Me gusta mucho mi vida. Por eso a veces, me asomo a la
poética ventana y me siento, ¡oh!, melancólico y nostálgico. Melancolía, además del
planeta de Lars Von Trier que va a colisionar contra la Tierra, buena metáfora,
es el nombre que le ponían a la depresión cuando aún no había televisores. El
alquimista Paracelso pensaba que la melancolía se debía al exceso de bilis
negra en el cerebro, uno de los cuatro humores que fluían por el cuerpo, o al
exceso de mercurio, lo cual es paradójico, pues el mercurio es el símbolo del
movimiento y el mensajero. Lo cierto es que mola mucho más ser melancólico que
tener una depresión de caballo, pero vivimos en un mundo muy prosaico. La
nostalgia es un arma, como decían Astrud, pero, parafraseando raro a Gabriel
Celaya, diría que la nostalgia es un arma cargada de pasado con el que nos
apuntamos al pecho. Es una enfermedad, diría yo, de poetas, pero también de
carpinteros, de taxistas y ministros. Lo raro de la nostalgia, esa melancolía
proyectada hacia el pasado en tarde lluviosas de gin tonic, es que duele y
gusta al mismo tiempo, como el sexo anal algunas veces.

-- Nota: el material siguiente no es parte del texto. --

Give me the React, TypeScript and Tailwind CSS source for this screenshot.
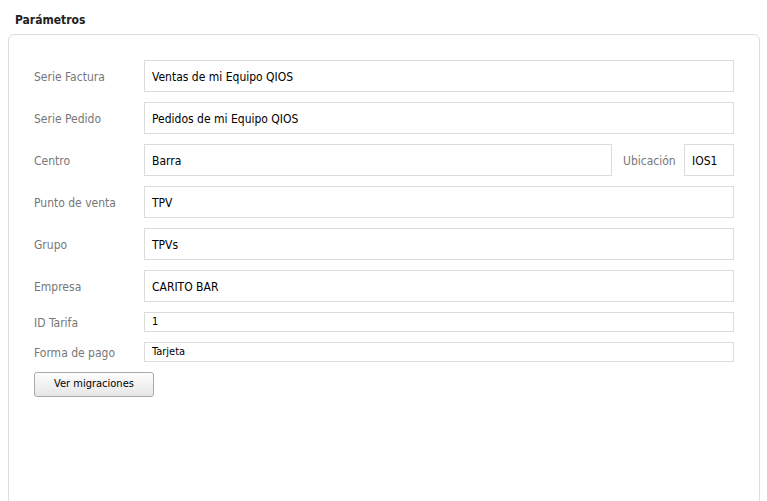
const font = { fontFamily: '"DejaVu Sans Condensed", "DejaVu Sans", Tahoma, sans-serif' };

type Row = { label: string; value: string };

const bigRows: Row[] = [
  { label: "Punto de venta", value: "TPV" },
  { label: "Grupo", value: "TPVs" },
  { label: "Empresa", value: "CARITO BAR" },
];

function Label({ children }: { children: string }) {
  return <div className="w-[110px] shrink-0 pt-[2px] text-[12px] text-[#777]">{children}</div>;
}

function Field({ value, className = "" }: { value: string; className?: string }) {
  return (
    <div className={`flex h-[32px] items-center border border-[#dcdcdc] bg-white px-[7px] pt-[2px] text-[12px] text-black ${className}`}>
      {value}
    </div>
  );
}

function SmallField({ value }: { value: string }) {
  return (
    <div className="flex h-[20px] flex-1 items-center border border-[#dcdcdc] bg-white px-[7px] pt-[1px] text-[11px] text-black">
      {value}
    </div>
  );
}

export default function App() {
  return (
    <div className="min-h-[501px] bg-white" style={font}>
      <div className="flex h-[34px] items-start px-[15px] pt-[11px] text-[12px] font-bold text-[#222]">Parámetros</div>
      <div className="ml-[8px] mr-[7px] min-h-[480px] rounded-t-[6px] border border-[#dddddd] px-[25px] pt-[25px]">
        <div className="flex flex-col gap-[10px]">
          <div className="flex items-center">
            <Label>Serie Factura</Label>
            <Field value="Ventas de mi Equipo QIOS" className="flex-1" />
          </div>
          <div className="flex items-center">
            <Label>Serie Pedido</Label>
            <Field value="Pedidos de mi Equipo QIOS" className="flex-1" />
          </div>
          <div className="flex items-center">
            <Label>Centro</Label>
            <Field value="Barra" className="flex-1" />
            <div className="ml-[11px] w-[61px] shrink-0 pt-[2px] text-[12px] text-[#777]">Ubicación</div>
            <Field value="IOS1" className="w-[50px]" />
          </div>
          {bigRows.map((r) => (
            <div key={r.label} className="flex items-center">
              <Label>{r.label}</Label>
              <Field value={r.value} className="flex-1" />
            </div>
          ))}
          <div className="flex items-center">
            <Label>ID Tarifa</Label>
            <SmallField value="1" />
          </div>
          <div className="flex items-center">
            <Label>Forma de pago</Label>
            <SmallField value="Tarjeta" />
          </div>
          <div className="flex">
            <button
              type="button"
              className="block h-[25px] w-[120px] rounded-[3px] border border-[#a9a9a9] bg-gradient-to-b from-[#fdfdfd] to-[#e6e6e6] text-[11px] text-black"
              style={font}
            >
              Ver migraciones
            </button>
          </div>
        </div>
      </div>
    </div>
  );
}
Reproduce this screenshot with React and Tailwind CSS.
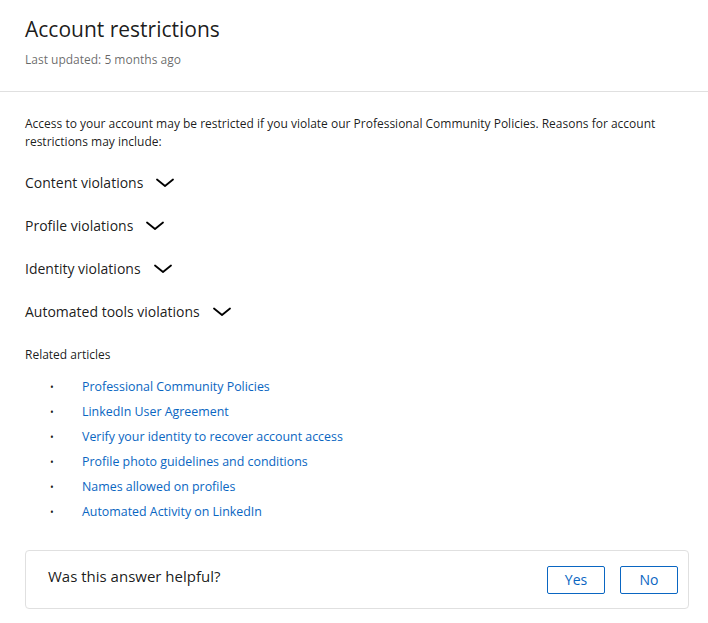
import React from 'react';

const sections = [
  'Content violations',
  'Profile violations',
  'Identity violations',
  'Automated tools violations',
];

const articles = [
  'Professional Community Policies',
  'LinkedIn User Agreement',
  'Verify your identity to recover account access',
  'Profile photo guidelines and conditions',
  'Names allowed on profiles',
  'Automated Activity on LinkedIn',
];

const Chevron = () => (
  <svg width="18" height="10" viewBox="0 0 18 10" fill="none" className="ml-[13px]">
    <path d="M1 1.5 L9 8 L17 1.5" stroke="#000" strokeWidth="1.8" strokeLinecap="round" strokeLinejoin="round" />
  </svg>
);

const App = () => {
  return (
    <div className="w-[708px] min-h-[623px] bg-white text-[#000000e6] font-['Open_Sans',sans-serif]">
      <div className="pl-[25px] pt-[15px] pb-[22px]">
        <h1 className="text-[21px] leading-[28px] text-[#000000e6]">Account restrictions</h1>
        <p className="text-[12px] leading-[18px] text-[#00000099] mt-[8px]">Last updated: 5 months ago</p>
      </div>
      <div className="border-t border-[#e0e0e0]" />
      <div className="pl-[25px] pr-[19px] pt-[23px]">
        <p className="text-[12px] leading-[18px] pr-[20px]">
          Access to your account may be restricted if you violate our Professional Community Policies. Reasons for account restrictions may include:
        </p>
        <div className="mt-[10px]">
          {sections.map((s) => (
            <div key={s} className="flex items-center h-[43px] text-[14px]">
              <span>{s}</span>
              <Chevron />
            </div>
          ))}
        </div>
        <p className="text-[12px] leading-[18px] mt-[13px]">Related articles</p>
        <ul className="mt-[11px]">
          {articles.map((a) => (
            <li key={a} className="flex items-center h-[25px] text-[12.4px]">
              <span className="w-[57px] pl-[25px] text-[10px]">•</span>
              <a className="text-[#0a66c2]">{a}</a>
            </li>
          ))}
        </ul>
        <div className="mt-[25px] mb-[16px] h-[59px] border border-[#e0e0e0] rounded-[4px] flex items-center justify-between pl-[22px] pr-[10px]">
          <span className="text-[15px] -mt-[6px]">Was this answer helpful?</span>
          <div className="flex gap-[15px]">
            <button className="w-[58px] h-[28px] border border-[#0a66c2] rounded-[2px] text-[#0a66c2] text-[14px]">Yes</button>
            <button className="w-[58px] h-[28px] border border-[#0a66c2] rounded-[2px] text-[#0a66c2] text-[14px]">No</button>
          </div>
        </div>
      </div>
    </div>
  );
};

export default App;
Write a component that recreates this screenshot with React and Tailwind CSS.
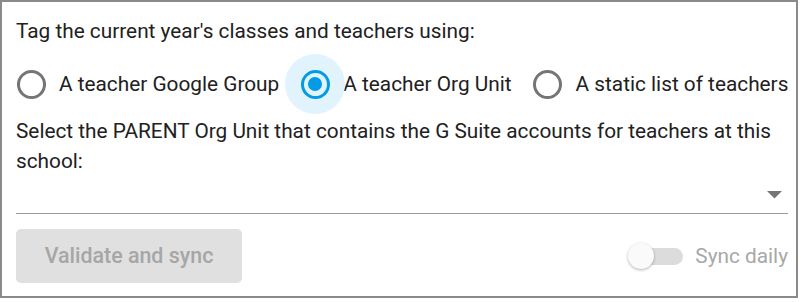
import React, { useState } from 'react'

function Radio({ checked }) {
  return (
    <span className="relative flex h-[52px] w-[52px] shrink-0 items-center justify-center">
      {checked && (
        <span className="absolute left-[-4px] top-[-4px] h-[60px] w-[60px] rounded-full bg-[#e1f3fd]" />
      )}
      <span
        className={`relative flex h-[29px] w-[29px] items-center justify-center rounded-full border-[3px] ${
          checked ? 'border-[#039be5]' : 'border-[#757575]'
        }`}
      >
        {checked && <span className="h-[14px] w-[14px] rounded-full bg-[#039be5]" />}
      </span>
    </span>
  )
}

const options = [
  { id: 'group', label: 'A teacher Google Group' },
  { id: 'ou', label: 'A teacher Org Unit' },
  { id: 'static', label: 'A static list of teachers' },
]

export default function App() {
  const [source, setSource] = useState('ou')

  return (
    <div className="h-[298px] w-[798px] border-2 border-[#8a8a8a] bg-white pl-[14px] pr-[8px] pt-[14px] font-['Roboto','Liberation_Sans',sans-serif] text-[20.8px] leading-[30px] text-[#212121]">
      <p>Tag the current year's classes and teachers using:</p>

      {/* source radios */}
      <div className="mt-[8px] ml-[-11px] flex h-[60px] items-center">
        {options.map((o) => (
          <label
            key={o.id}
            className="mr-[10px] flex cursor-pointer items-center"
            onClick={() => setSource(o.id)}
          >
            <Radio checked={source === o.id} />
            <span className="ml-[2px] whitespace-nowrap">{o.label}</span>
          </label>
        ))}
      </div>

      <p className="mt-[2px] whitespace-nowrap">
        Select the PARENT Org Unit that contains the G Suite accounts for teachers at this
        <br />
        school:
      </p>

      {/* org unit select */}
      <div className="flex h-[38px] items-center justify-end border-b-[1.5px] border-[#9a9a9a]">
        <svg width="15" height="8" viewBox="0 0 15 8" className="mr-[6px] mt-[1px]">
          <path d="M0 0 L15 0 L7.5 7.5 Z" fill="#757575" />
        </svg>
      </div>

      <div className="mt-[15px] flex items-center justify-between">
        <button
          type="button"
          disabled
          className="h-[54px] w-[226px] rounded-[5px] bg-[#e0e0e0] text-[21.4px] font-medium text-[#a6a6a6]"
        >
          Validate and sync
        </button>

        <div className="flex items-center">
          <div className="relative h-[26px] w-[55px]">
            <span className="absolute left-[12px] top-[4.5px] h-[17px] w-[43px] rounded-full bg-[#dcdcdc]" />
            <span className="absolute left-0 top-0 h-[26px] w-[26px] rounded-full bg-[#fafafa] shadow-[0_1px_3px_rgba(0,0,0,0.3)]" />
          </div>
          <span className="ml-[12px] text-[#a8a8a8]">Sync daily</span>
        </div>
      </div>
    </div>
  )
}
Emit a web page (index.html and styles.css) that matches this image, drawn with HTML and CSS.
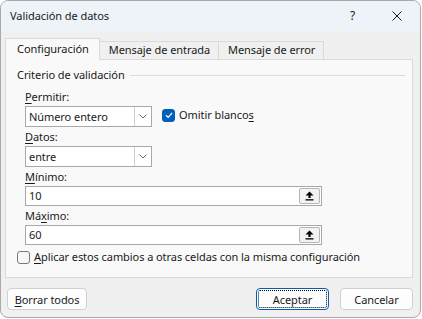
FILE: index.html
```html
<!DOCTYPE html>
<html>
<head>
  <meta charset="utf-8">
  <link rel="stylesheet" href="styles.css">
</head>
<body>
  <div class="window">
    <div class="titlebar">
      <span class="title">Validación de datos</span>
      <span class="caption-btn help">?</span>
      <span class="caption-btn close">
        <svg width="10" height="10" viewBox="0 0 10 10"><path d="M0.5 0.5 L9.5 9.5 M9.5 0.5 L0.5 9.5" stroke="#1a1a1a" stroke-width="1" fill="none"/></svg>
      </span>
    </div>

    <div class="main">
      <div class="tabs">
        <div class="tab active">Configuración</div>
        <div class="tab">Mensaje de entrada</div>
        <div class="tab">Mensaje de error</div>
      </div>

      <div class="panel">
        <div class="group-title"><span>Criterio de validación</span></div>

        <div class="fields">
          <div class="label"><u>P</u>ermitir:</div>
          <div class="row">
            <div class="select">
              <span class="value">Número entero</span>
              <span class="drop"><svg width="8" height="5" viewBox="0 0 8 5"><path d="M0.5 0.5 L4 4 L7.5 0.5" stroke="#6a6a6a" fill="none"/></svg></span>
            </div>
            <label class="check">
              <span class="box checked"><svg width="10" height="10" viewBox="0 0 10 10"><path d="M2 5.2 L4.2 7.3 L8.2 2.8" stroke="#fff" stroke-width="1.2" fill="none"/></svg></span>
              <span>Omitir blanco<u>s</u></span>
            </label>
          </div>

          <div class="label"><u>D</u>atos:</div>
          <div class="select">
            <span class="value">entre</span>
            <span class="drop"><svg width="8" height="5" viewBox="0 0 8 5"><path d="M0.5 0.5 L4 4 L7.5 0.5" stroke="#6a6a6a" fill="none"/></svg></span>
          </div>

          <div class="label"><u>M</u>ínimo:</div>
          <div class="input">
            <span class="value">10</span>
            <span class="ref-btn"><svg width="9" height="10" viewBox="0 0 9 10"><path d="M4.5 0.5 L8.5 4.5 L5.6 4.5 L5.6 7 L3.4 7 L3.4 4.5 L0.5 4.5 Z" fill="#000"/><rect x="0.5" y="8.2" width="8" height="1.3" fill="#000"/></svg></span>
          </div>

          <div class="label">Má<u>x</u>imo:</div>
          <div class="input">
            <span class="value">60</span>
            <span class="ref-btn"><svg width="9" height="10" viewBox="0 0 9 10"><path d="M4.5 0.5 L8.5 4.5 L5.6 4.5 L5.6 7 L3.4 7 L3.4 4.5 L0.5 4.5 Z" fill="#000"/><rect x="0.5" y="8.2" width="8" height="1.3" fill="#000"/></svg></span>
          </div>
        </div>

        <label class="check apply">
          <span class="box"></span>
          <span><u>A</u>plicar estos cambios a otras celdas con la misma configuración</span>
        </label>
      </div>

      <div class="footer">
        <button class="btn wide"><u>B</u>orrar todos</button>
        <div class="spacer"></div>
        <button class="btn default">Aceptar</button>
        <button class="btn">Cancelar</button>
      </div>
    </div>
  </div>
</body>
</html>
```

FILE: styles.css
```css
* {
  box-sizing: border-box;
}

body {
  margin: 0;
  background: #ffffff;
  font-family: "Noto Sans", sans-serif;
  font-size: 11px;
  letter-spacing: -0.07px;
  line-height: 16px;
  color: #1a1a1a;
}

u {
  text-decoration: underline;
  text-underline-offset: 2px;
  text-decoration-thickness: 1px;
}

.window {
  width: 421px;
  height: 318px;
  border: 1px solid #a9a9a9;
  border-radius: 8px;
  background: #f0f0f0;
  overflow: hidden;
  display: flex;
  flex-direction: column;
}

/* title bar */
.titlebar {
  height: 30px;
  flex: none;
  background: #eef2f9;
  display: flex;
  align-items: center;
  padding-left: 9px;
}

.title {
  flex: 1;
}

.caption-btn {
  width: 46px;
  height: 30px;
  display: flex;
  align-items: center;
  justify-content: center;
}

.help {
  font-size: 12px;
  padding-left: 3px;
}

/* content */
.main {
  flex: 1;
  padding: 7px 7px 0 4px;
  display: flex;
  flex-direction: column;
}

.tabs {
  display: flex;
  align-items: flex-end;
  height: 21px;
}

.tab {
  height: 18px;
  padding: 0 8px 0 9px;
  border: 1px solid #d9d9d9;
  border-bottom: none;
  margin-left: -1px;
  background: #f0f0f0;
}

.tab.active {
  height: 22px;
  margin-left: 0;
  margin-bottom: -1px;
  padding: 2px 10px 0 11px;
  background: #f9f9f9;
  position: relative;
  z-index: 1;
}

.panel {
  height: 219px;
  border: 1px solid #d9d9d9;
  background: #f9f9f9;
  padding: 7px 7px 0 11px;
}

.group-title {
  display: flex;
  align-items: center;
  gap: 5px;
}

.group-title::after {
  content: "";
  flex: 1;
  border-top: 1px solid #dcdcdc;
}

.fields {
  padding-left: 8px;
  margin-top: 6px;
}

.label {
  margin-bottom: 1px;
}

.row {
  display: flex;
  align-items: flex-start;
}

.select {
  width: 127px;
  height: 21px;
  border: 1px solid #a8a8a8;
  background: #ffffff;
  display: flex;
  align-items: center;
  margin-bottom: 2px;
}

.select .value {
  flex: 1;
  padding-left: 3px;
}

.drop {
  width: 17px;
  height: 19px;
  border-left: 1px solid #cfcfcf;
  display: flex;
  align-items: center;
  justify-content: center;
}

.input {
  width: 297px;
  height: 20px;
  border: 1px solid #a8a8a8;
  background: #ffffff;
  display: flex;
  align-items: center;
  padding: 0 1px 0 3px;
  margin-bottom: 2px;
}

.input .value {
  flex: 1;
}

.ref-btn {
  width: 21px;
  height: 16px;
  border: 1px solid #b4b4b4;
  border-radius: 2px;
  background: #f3f3f3;
  display: flex;
  align-items: center;
  justify-content: center;
}

.check {
  display: flex;
  align-items: center;
  gap: 4px;
  margin-left: 10px;
  margin-top: 1px;
}

.box {
  width: 13px;
  height: 13px;
  border: 1px solid #7a7a7a;
  border-radius: 3px;
  background: #f7f7f7;
  display: flex;
  align-items: center;
  justify-content: center;
}

.box.checked {
  border-color: #005fb8;
  background: #005fb8;
}

.apply {
  margin-left: 0;
  margin-top: 4px;
}

/* buttons */
.footer {
  display: flex;
  padding: 10px 0 0 2px;
  gap: 11px;
}

.spacer {
  flex: 1;
}

.btn {
  flex: none;
  height: 22px;
  width: 73px;
  padding: 0;
  white-space: nowrap;
  font-family: "Noto Sans", sans-serif;
  font-size: 11px;
  letter-spacing: -0.07px;
  color: #1a1a1a;
  background: #fdfdfd;
  border: 1px solid #d0d0d0;
  border-radius: 4px;
}

.btn.wide {
  width: 80px;
}

.btn.default {
  border-color: #005fb8;
  outline: 1px dotted #000000;
  outline-offset: -3px;
}
```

Hoy me levanté nostálgico y me acordé del Babylon. El Babylon
era un sex shop situado en el justo medio aristotélico de la madrileña calle
Fuencarral, a la altura del Vips, que por las noches o, mejor dicho, las
mañanas, oficiaba de after hours.
Bajabas aquellas escaleras e ingresabas en aquel infierno acogedor de piratas y
exiliados. Las cabinas para ver videos porno servían para todo: para drogarse,
para comprar droga, para follar con alguna otra persona, o para vomitar. Un
día, muy temprano, intenté utilizarlas para su justa utilidad: masturbarme. Pero
los 25 canales de videos, que contratabas a euro por minuto, solo mostraban
ancianas chupando, embarazadas abiertas de patas o caballos montando a lascivas
amazonas y no a la inversa. Aquella oferta, el colocón y el semen reseco en la
pantalla apaciguaron mi pasión onanista.
Recuerdo borrosamente (tan borrosamente como si fuera ahora mismo) una semana que
asistimos tres veces, nunca dormíamos, tantas que los armarios rumanos de la
puerta ya nos conocían y nos dejaban entrar gratis. La semana siguiente me
desmayaba en la clase de Mecánica Cuántica Avanzada. Recuerdo también que me
metí en el backstage con los rumanos
a hacer negocios tóxicos y me presentaron a su padrino y se pusieron a discutir
entre ellos en extranjero y no entendía lo que pasaba y pensaba que me iban a
matar.
Me gustaba el Babylon porque siempre pensabas que podías
salir muerto o tocado para siempre, parecía que siempre hacíamos allí algo
grande, algo salvaje. Recuero bailar otra mañana con el escritor Guillermo
Aguirre y el catedrático Isaac Del Valle Mogarra, y llevábamos pantalones de
campana y, a aquellas alturas, ya lo veía todo rosa y brillante, y la música
era brutal, atronadora, y más que bailar saltábamos como aborígenes, sin ningún
tipo de sentido o armonía, rodeados de narcotraficantes, prostitutas y universitarios
despistados, como si Yahvé nos hubiese agarrado por la cabeza con un cable de
acero de 10 centímetros de radio y nos bambolease como un látigo. Éramos el
látigo con el que Dios torturaba a la triste vida cotidiana: nada importaba
nada. Es un recuerdo muy raro. Me gustaba el Babylon porque Babilonia simbolizaba
la ciudad perversa del pecado, que San Agustín, obispo de Hipona, enfrentaba al
Jerusalem divino, donde todo el mundo era piadoso y todo estaba OK. Nosotros
estábamos en aquella Babilonia guarrindonga y subterránea, con el cerebro muy
pringoso. Aquel antro era el Wall Street de los hardnighters.